[BEGIN DATA SEGMENT]
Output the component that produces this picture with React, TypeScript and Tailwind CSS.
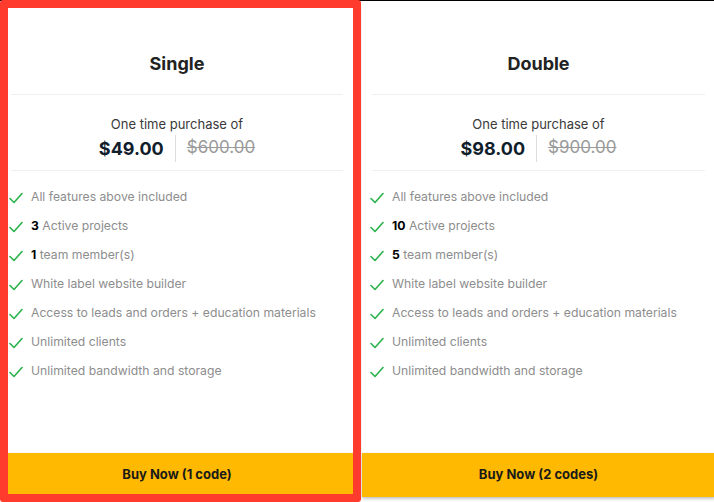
const plans = [
  {
    name: "Single",
    price: "$49.00",
    oldPrice: "$600.00",
    projects: "3",
    members: "1",
    cta: "Buy Now (1 code)",
    width: "w-[352px]",
  },
  {
    name: "Double",
    price: "$98.00",
    oldPrice: "$900.00",
    projects: "10",
    members: "5",
    cta: "Buy Now (2 codes)",
    width: "w-[353px]",
  },
];

const Check = () => (
  <svg width="14" height="12" viewBox="0 0 14 12" fill="none" className="shrink-0">
    <path d="M1 6.5L5 10.5L13 1.5" stroke="#2bb24c" strokeWidth="1.6" strokeLinecap="round" strokeLinejoin="round" />
  </svg>
);

type Plan = (typeof plans)[number];

const Card = ({ plan }: { plan: Plan }) => {
  const features = [
    <>All features above included</>,
    <>
      <b className="font-bold text-black">{plan.projects}</b> Active projects
    </>,
    <>
      <b className="font-bold text-black">{plan.members}</b> team member(s)
    </>,
    <>White label website builder</>,
    <>Access to leads and orders + education materials</>,
    <>Unlimited clients</>,
    <>Unlimited bandwidth and storage</>,
  ];

  return (
    <div className={`${plan.width} flex h-[496px] shrink-0 flex-col bg-white shadow-[0_2px_4px_rgba(0,0,0,0.12)]`}>
      <div className="mx-[10px] h-[94px] border-b border-[#efefef] pt-[53px] text-center">
        <h3 className="text-[18px] leading-[20px] font-bold text-[#222]">{plan.name}</h3>
      </div>
      <div className="mx-[10px] flex h-[76px] flex-col items-center border-b border-[#efefef] pt-[20px]">
        <p className="text-[13px] leading-[18px] text-[#3a3a3a]">One time purchase of</p>
        <div className="mt-[1px] flex h-[28px] items-center">
          <span className="text-[18px] font-bold text-[#10202b]">{plan.price}</span>
          <span className="mx-[11px] h-[27px] border-l border-[#dcdcdc]" />
          <span className="text-[17px] text-[#9a9a9a] line-through">{plan.oldPrice}</span>
        </div>
      </div>
      <ul className="flex flex-col pt-[12px] pl-[8px]">
        {features.map((f, i) => (
          <li key={i} className="flex h-[29px] items-center gap-[8px] text-[12.2px] text-[#8d8d8d]">
            <Check />
            <span>{f}</span>
          </li>
        ))}
      </ul>
      <button className="mt-auto h-[44px] w-full bg-[#ffb900] text-[13px] font-bold text-[#1a1a1a] shadow-[0_1px_3px_rgba(0,0,0,0.2)]">
        {plan.cta}
      </button>
    </div>
  );
};

const App = () => {
  return (
    <div className="relative h-[502px] w-[714px] overflow-hidden bg-white font-['Inter',sans-serif]">
      <div className="h-px bg-black" />
      <div className="flex gap-[9px] pl-[1px]">
        {plans.map((p) => (
          <Card key={p.name} plan={p} />
        ))}
      </div>
      <div className="pointer-events-none absolute top-0 left-0 h-[502px] w-[361px] rounded-[3px] border-[8px] border-[#ff3b2e]" />
    </div>
  );
};

export default App;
[END DATA SEGMENT]
■ **REQUIREMENTS**:
Give again, word for word, every line from the top of the data through the line with "type Plan = (typeof plans)[number];", both ends included, and exclude the pictures.

■ **RESULT OF THE EXERCISE**:
Output the component that produces this picture with React, TypeScript and Tailwind CSS.
const plans = [
  {
    name: "Single",
    price: "$49.00",
    oldPrice: "$600.00",
    projects: "3",
    members: "1",
    cta: "Buy Now (1 code)",
    width: "w-[352px]",
  },
  {
    name: "Double",
    price: "$98.00",
    oldPrice: "$900.00",
    projects: "10",
    members: "5",
    cta: "Buy Now (2 codes)",
    width: "w-[353px]",
  },
];

const Check = () => (
  <svg width="14" height="12" viewBox="0 0 14 12" fill="none" className="shrink-0">
    <path d="M1 6.5L5 10.5L13 1.5" stroke="#2bb24c" strokeWidth="1.6" strokeLinecap="round" strokeLinejoin="round" />
  </svg>
);

type Plan = (typeof plans)[number];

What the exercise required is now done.